What you have to do: Determine how many lines include "React". Give the number and nothing else.

______________________________

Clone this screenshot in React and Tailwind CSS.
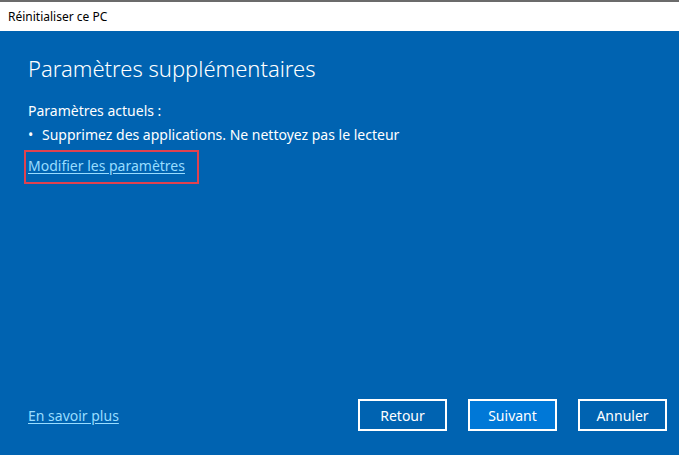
import React from "react";

const font = { fontFamily: '"Noto Sans", "Open Sans", sans-serif' };

function Button({ children, primary }) {
  return (
    <button
      className={
        "w-[89px] h-[32px] border-2 border-white text-white text-[14px] " +
        (primary ? "bg-[#0078d7]" : "bg-transparent")
      }
    >
      {children}
    </button>
  );
}

export default function App() {
  return (
    <div className="w-[679px] h-[455px] flex flex-col bg-[#0063b1]" style={font}>
      <div className="h-[31px] bg-white border-t-2 border-[#6b6b6b] flex items-center px-[8px] text-[12px] text-black">
        Réinitialiser ce PC
      </div>

      <div className="flex-1 flex flex-col px-[28px] pt-[22px] pb-[24px] text-white">
        <h1 className="text-[22px] font-light leading-[30px]">Paramètres supplémentaires</h1>

        <div className="mt-[16px] text-[14px] leading-[24px]">
          <div>Paramètres actuels :</div>
          <div className="flex">
            <span className="w-[14px]">•</span>
            <span>Supprimez des applications. Ne nettoyez pas le lecteur</span>
          </div>
        </div>

        <div className="mt-[3px] -ml-[4px] w-[175px] h-[34px] border-2 border-[#e0424f] pl-[2px] pt-[1px]">
          <a href="#" className="text-[14px] text-[#99ddff] underline underline-offset-2">
            Modifier les paramètres
          </a>
        </div>

        <div className="mt-auto flex items-center">
          <a href="#" className="text-[14px] text-[#99ddff] underline underline-offset-2">
            En savoir plus
          </a>
          <div className="ml-auto flex gap-[21px] -mr-[16px]">
            <Button>Retour</Button>
            <Button primary>Suivant</Button>
            <Button>Annuler</Button>
          </div>
        </div>
      </div>
    </div>
  );
}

______________________________

Result of this task: 2